3 – L’affectivité comme concept clé dans une approche non dualiste des danses punu

3.1 – L’ébranlement des catégories dualistes
11Impossible donc de soutenir la dichotomie entre le sacré et le profane, en arguant que les danses des génies donnent lieu à des transes de possession sacrées alors que la danse de réjouissance serait profane. Car non seulement les dynamiques de base y sont similaires mais l’ouverture au monde des génies s’opère également dans la danse de réjouissance.

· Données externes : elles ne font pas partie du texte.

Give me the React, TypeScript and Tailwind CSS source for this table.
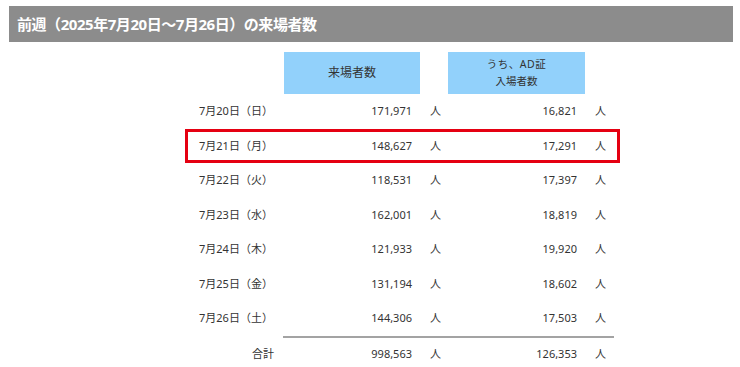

En effet, cette même ouverture de l’esprit qui donne lieu à la transe agit dans la danse de réjouissance et un certain rapport avec les génies de l’eau y est présent. 12L’opposition entre le corps et l’esprit s’avère également peu utile pour rendre compte de la réalité de ces danses. L’esprit qui s’ouvre dans la danse est situé corporellement par les Punu. Les termes ilundji ou ndundji, ou leur forme plurielle bilundji ou mandundji, désignent tout autant l’endroit au sommet de la tête que le(s) principe(s) qui y réside(nt). L’ouverture de cet esprit et le fait qu’il s’échappe entraînent dans la transe l’entrée du génie, une entité qu’on pourrait qualifier de spirituelle car non visible mais en même temps éprouvée à travers ses manifestations dans la nature et représentée comme un être humain sexué. La conséquence de cette ouverture de l’esprit est, dans les deux danses, une revitalisation corporelle. Celle-ci donne lieu à de nouvelles inspirations, aussi bien au niveau des mouvements que des paroles, prononcées dans la transe et chantées dans les chants du ikoku. Une fois de plus, une stricte division entre le corps et l’esprit, entre un niveau corporel et un niveau cognitif, ne s’accorde pas avec la réalité étudiée. C’est d’un seul mouvement que des inspirations de nouveaux mouvements, de sons et de paroles adviennent et s’expriment.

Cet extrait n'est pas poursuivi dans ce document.